“Atatürk Miting Yapıp Bir Partiye Oy İstemedi!”

27 Ekim 2015 14:54

AK Parti İl Başkanı Osman Zabun’un “Atatürk’te tarafsız değildi” şeklindeki ifadelerine Atatürkçü Düşünce Derneği’nden sert tepki geldi.

Atatürkçü Düşünce Derneği Gül Isparta Şube Başkanı Batuhan Güldiken, yaptığı yazılı açıklamada “7 Haziran seçimlerinin ardından sonucu içine sindiremeyen siyaset tarafından ülkemiz 1 Kasım günü tekrar seçime gidecek.  Bu seçim ülkemizin kaderini belirleyecek. Üzülerek belirtmek isterim ki seçim çalışmaları sırasında ülkemizin yönetiminde söz sahibi olan siyasiler ve kimi adaylar tarafından, ülkemizin kurucusu ve kurtarıcısı Mustafa Kemal ATATÜRK’e dolaylı veya direkt saldırılar ve O’nun yaptıklarıyla bugünkü siyasetçilerin karşılaştırılmaları yapılabilmektedir” dedi.

Güldiken, “İngiliz donanmalarının ve askerlerinin işgal ettiği İstanbul, Yunan askerlerinin ablukaya aldığı İzmir ve bölgesi, İtalyan, Ermeni, Rum işgal ve saldırılarıyla yakılan, yıkılan bir ülke... Padişah ve avanesi İngiliz’lerin merhametine sığınmış, meclis çalışamaz hale gelmiş. Böyle bir durumdan Çanakkale, İstiklal, Kurtuluş Savaşları ve daha niceleri verilmiş. Eğitim, Sanayi, Medeniyet, Hukuk, Kıyafet devrimleri yapılmış, fabrikalar kurulmuş, ülkemizin dört bir yanı demir ağlarla örülmüş, tüm mazlum milletlere örnek olmuş bir ülke kurulmuştur. 13 Milyonluk yoksul, hasta ve okuma yazma dahi bilmeyen halk Tek Bayrak, Tek Vatan, Tek Millet olmuş, laik, demokratik ve sosyal bir Hukuk Devleti olan Türkiye Cumhuriyeti Devleti kurulmuştur.

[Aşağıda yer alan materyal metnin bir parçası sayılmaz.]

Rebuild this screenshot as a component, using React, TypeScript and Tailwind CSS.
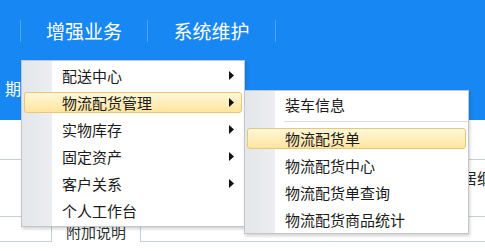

Bu savaşları veren, ülkemizi düşman işgallerinden kurtaran Yüce Atatürk ve silah arkadaşlarıdır, tüm Türk Milletidir” ifadelerini kullandı.

ADD Gül Isparta Şube Başkanı Güldiken, “Ne yazık ki bazı siyasiler Yüce Atatürk ile başka siyasileri karşılaştırma gafletine düşmektedir. Kurtarıcımız ve Kurucumuz Mustafa Kemal Atatürk ile, ülkemizin birliği ve dirliğini bozmaya çalışan, terör örgütüyle pazarlık yapan, TÜRK kelimesini dahi ağzına alamayan, vatandaşlarına tekme attıran, toplumu ayrıştıran, yolsuzlukların üzerini örten, Cumhuriyet kazanımlarını üç paraya satan, şehidine kelle diyen, vatandaşlarının can ve mal güvenliğini sağlayamayan, taraf olmayan bertaraf olur diyen, Cami önünde siyaset yapan, dini siyasete alet edip miting meydanlarında Kur’an sallayan, 400 Milletvekili verin bu iş huzur içinde çözülsün diyen, milletin oylarıyla seçildim diyerek kendince her yolu mübah sayan, başbakanlık makamına 23 Nisan’da temsilen oturan bir çocuğa ister as ister kes diyen bir zihniyet nasıl karşılaştırılabilir?” diye sordu.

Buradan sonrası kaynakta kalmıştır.